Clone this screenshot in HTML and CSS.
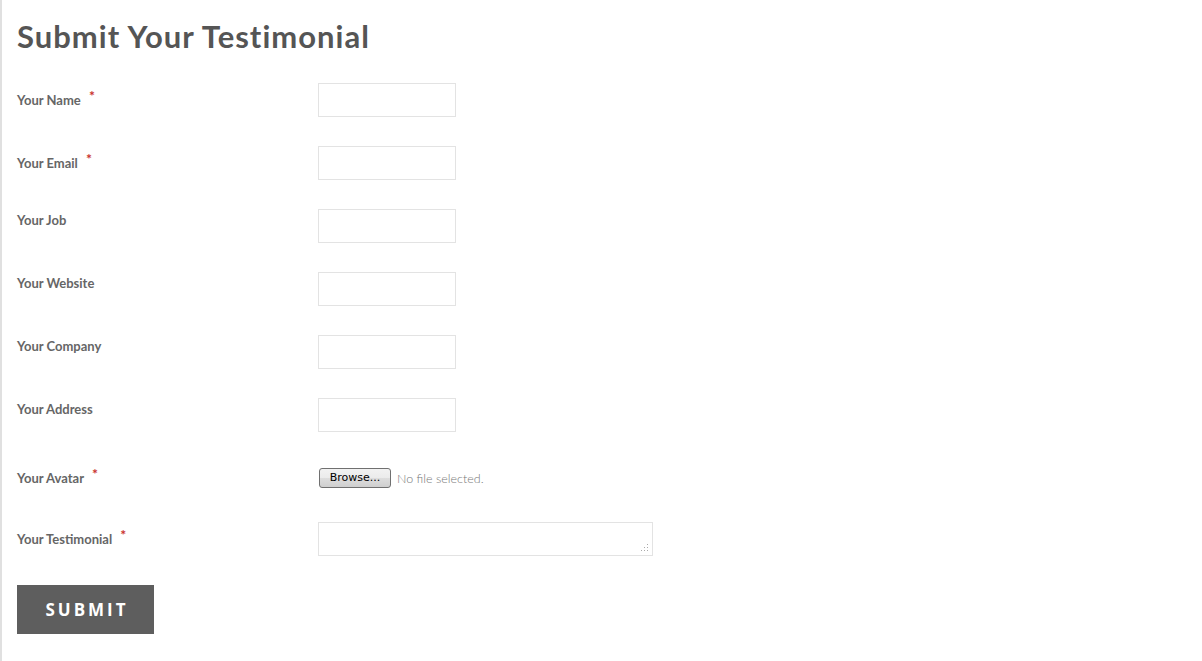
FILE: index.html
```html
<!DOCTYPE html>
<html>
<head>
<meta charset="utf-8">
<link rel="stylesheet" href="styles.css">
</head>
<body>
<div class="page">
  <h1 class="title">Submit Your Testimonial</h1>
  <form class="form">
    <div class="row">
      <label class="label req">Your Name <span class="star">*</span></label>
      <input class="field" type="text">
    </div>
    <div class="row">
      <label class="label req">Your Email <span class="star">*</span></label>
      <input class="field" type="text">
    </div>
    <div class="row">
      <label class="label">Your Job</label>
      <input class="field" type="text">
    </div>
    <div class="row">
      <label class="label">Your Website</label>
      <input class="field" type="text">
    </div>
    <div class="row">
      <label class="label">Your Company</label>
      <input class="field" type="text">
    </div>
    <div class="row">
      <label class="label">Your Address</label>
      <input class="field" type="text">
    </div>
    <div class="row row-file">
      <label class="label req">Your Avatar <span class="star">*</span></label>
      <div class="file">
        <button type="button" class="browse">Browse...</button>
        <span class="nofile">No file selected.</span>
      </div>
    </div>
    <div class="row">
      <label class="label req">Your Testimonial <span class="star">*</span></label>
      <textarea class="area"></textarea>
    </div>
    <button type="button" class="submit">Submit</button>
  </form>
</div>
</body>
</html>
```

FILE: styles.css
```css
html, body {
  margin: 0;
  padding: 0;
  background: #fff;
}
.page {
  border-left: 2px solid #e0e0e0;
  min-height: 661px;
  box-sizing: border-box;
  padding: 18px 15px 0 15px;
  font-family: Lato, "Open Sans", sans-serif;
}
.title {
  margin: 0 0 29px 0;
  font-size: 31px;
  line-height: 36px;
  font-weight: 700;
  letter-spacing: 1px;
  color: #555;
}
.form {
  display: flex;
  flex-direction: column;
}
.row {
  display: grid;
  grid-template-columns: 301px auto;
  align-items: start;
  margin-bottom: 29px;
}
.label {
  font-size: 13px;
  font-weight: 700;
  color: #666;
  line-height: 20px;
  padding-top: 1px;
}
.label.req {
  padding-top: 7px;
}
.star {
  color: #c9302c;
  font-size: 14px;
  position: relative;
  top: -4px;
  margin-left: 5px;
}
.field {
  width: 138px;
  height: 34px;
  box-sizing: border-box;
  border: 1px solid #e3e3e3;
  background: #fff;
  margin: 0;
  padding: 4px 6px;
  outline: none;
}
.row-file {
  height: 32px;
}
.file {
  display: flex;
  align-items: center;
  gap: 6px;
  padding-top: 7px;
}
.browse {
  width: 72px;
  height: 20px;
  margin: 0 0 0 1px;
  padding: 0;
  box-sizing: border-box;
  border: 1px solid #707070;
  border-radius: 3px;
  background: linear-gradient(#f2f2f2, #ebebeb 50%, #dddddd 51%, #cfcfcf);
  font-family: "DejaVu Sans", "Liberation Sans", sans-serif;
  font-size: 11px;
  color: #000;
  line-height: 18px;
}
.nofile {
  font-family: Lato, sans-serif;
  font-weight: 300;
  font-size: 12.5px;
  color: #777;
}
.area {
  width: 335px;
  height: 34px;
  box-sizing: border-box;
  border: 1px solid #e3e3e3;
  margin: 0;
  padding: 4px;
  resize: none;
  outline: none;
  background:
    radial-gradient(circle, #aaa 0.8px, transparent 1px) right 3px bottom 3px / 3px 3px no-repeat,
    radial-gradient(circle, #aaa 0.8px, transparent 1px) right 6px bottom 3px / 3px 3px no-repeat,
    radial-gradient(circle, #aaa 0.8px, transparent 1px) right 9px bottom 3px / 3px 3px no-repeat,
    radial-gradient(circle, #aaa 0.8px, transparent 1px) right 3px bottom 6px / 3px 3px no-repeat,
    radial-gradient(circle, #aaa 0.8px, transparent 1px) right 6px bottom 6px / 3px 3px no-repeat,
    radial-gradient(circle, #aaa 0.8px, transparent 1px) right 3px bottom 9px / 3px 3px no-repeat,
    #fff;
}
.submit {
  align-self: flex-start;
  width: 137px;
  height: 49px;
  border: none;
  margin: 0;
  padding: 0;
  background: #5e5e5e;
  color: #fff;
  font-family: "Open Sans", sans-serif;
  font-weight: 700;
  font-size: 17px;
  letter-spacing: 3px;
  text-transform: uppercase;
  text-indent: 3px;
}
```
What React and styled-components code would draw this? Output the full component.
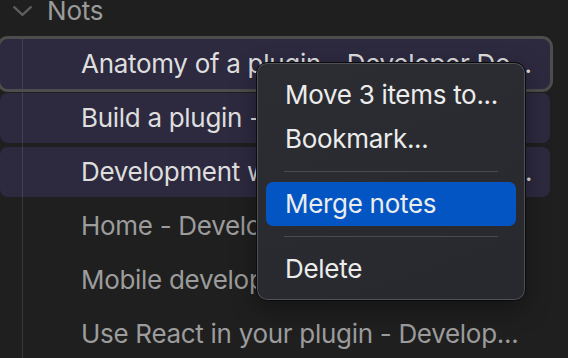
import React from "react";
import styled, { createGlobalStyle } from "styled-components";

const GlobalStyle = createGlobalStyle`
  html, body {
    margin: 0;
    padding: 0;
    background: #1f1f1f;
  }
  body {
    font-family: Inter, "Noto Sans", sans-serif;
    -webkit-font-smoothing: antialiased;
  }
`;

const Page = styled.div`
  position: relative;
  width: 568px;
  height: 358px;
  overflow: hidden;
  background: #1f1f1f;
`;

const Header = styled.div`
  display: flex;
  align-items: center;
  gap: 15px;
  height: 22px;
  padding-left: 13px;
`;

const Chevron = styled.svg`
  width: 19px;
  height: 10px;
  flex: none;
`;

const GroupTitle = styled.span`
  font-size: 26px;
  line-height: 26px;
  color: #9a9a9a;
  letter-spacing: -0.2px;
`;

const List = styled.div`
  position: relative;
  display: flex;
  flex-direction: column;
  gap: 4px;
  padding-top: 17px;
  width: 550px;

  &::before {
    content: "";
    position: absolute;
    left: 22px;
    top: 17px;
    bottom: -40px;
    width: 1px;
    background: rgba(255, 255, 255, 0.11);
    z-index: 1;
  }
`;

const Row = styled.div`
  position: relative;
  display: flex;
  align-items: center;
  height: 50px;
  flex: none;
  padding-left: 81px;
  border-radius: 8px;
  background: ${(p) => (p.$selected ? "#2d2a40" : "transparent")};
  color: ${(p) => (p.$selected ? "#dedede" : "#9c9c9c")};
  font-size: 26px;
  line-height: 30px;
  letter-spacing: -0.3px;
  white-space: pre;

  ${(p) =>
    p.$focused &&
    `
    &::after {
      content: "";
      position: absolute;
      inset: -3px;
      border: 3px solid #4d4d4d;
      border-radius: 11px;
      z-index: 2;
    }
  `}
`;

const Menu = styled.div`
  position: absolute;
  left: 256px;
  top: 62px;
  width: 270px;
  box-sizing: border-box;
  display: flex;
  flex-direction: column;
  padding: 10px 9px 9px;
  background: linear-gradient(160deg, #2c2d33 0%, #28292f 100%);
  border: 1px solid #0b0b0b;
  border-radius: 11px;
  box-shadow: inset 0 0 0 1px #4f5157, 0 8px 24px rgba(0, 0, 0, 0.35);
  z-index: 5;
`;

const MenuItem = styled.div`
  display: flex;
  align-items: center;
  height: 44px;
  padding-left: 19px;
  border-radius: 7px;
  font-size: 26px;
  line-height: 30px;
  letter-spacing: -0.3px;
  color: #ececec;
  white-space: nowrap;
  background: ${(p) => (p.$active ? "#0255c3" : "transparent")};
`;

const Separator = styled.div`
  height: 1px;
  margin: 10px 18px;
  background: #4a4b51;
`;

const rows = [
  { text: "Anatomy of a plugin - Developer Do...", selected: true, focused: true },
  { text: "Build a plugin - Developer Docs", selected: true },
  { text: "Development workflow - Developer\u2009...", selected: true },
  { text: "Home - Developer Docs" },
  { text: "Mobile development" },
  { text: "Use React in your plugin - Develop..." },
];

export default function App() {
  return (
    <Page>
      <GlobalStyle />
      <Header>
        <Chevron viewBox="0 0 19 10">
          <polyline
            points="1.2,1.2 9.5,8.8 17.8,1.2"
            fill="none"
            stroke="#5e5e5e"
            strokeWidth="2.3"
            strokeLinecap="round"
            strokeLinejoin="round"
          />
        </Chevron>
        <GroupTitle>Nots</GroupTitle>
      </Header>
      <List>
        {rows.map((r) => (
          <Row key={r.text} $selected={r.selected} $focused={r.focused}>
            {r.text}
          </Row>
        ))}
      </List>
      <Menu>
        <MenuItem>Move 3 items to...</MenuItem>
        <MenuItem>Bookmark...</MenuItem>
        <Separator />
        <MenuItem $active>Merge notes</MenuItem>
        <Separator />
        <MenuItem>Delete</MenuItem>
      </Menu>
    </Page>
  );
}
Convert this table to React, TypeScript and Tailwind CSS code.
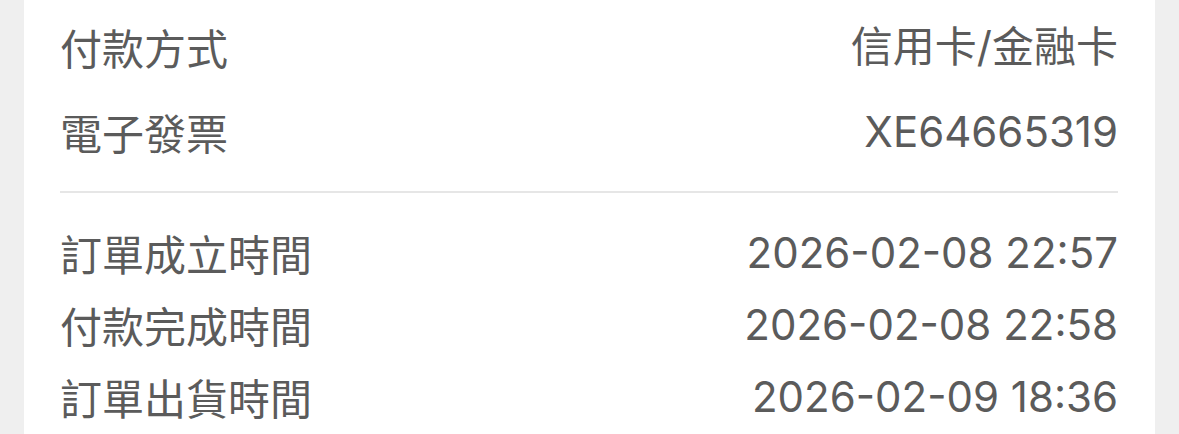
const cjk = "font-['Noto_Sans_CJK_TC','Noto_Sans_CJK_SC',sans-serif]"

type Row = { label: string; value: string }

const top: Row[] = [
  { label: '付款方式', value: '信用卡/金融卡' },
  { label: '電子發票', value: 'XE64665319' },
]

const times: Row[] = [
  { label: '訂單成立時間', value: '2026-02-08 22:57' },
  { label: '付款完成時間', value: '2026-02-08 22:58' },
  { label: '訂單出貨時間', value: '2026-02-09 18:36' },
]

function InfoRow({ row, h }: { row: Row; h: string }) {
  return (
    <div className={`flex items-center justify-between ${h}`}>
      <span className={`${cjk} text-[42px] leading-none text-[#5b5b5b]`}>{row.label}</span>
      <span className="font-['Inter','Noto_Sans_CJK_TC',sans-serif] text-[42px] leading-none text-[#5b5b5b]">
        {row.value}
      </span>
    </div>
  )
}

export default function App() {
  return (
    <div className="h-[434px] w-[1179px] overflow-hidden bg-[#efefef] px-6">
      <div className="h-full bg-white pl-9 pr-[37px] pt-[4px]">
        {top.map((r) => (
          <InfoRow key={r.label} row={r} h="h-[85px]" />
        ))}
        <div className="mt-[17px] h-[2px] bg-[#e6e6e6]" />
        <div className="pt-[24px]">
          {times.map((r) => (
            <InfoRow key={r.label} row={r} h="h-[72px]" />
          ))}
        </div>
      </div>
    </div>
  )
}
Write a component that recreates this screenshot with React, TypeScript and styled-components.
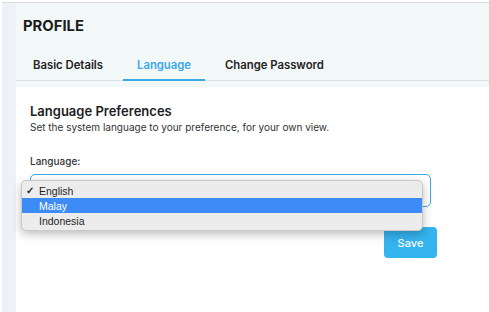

-=-=-

EXERCISE DETAILS
Transcribe only the lines from the line holding "Convert this table" through the line holding "string; value: string", inclusive, without any of the pictures.

WRITTEN RESPONSE
Convert this table to React, TypeScript and Tailwind CSS code.
const cjk = "font-['Noto_Sans_CJK_TC','Noto_Sans_CJK_SC',sans-serif]"

type Row = { label: string; value: string }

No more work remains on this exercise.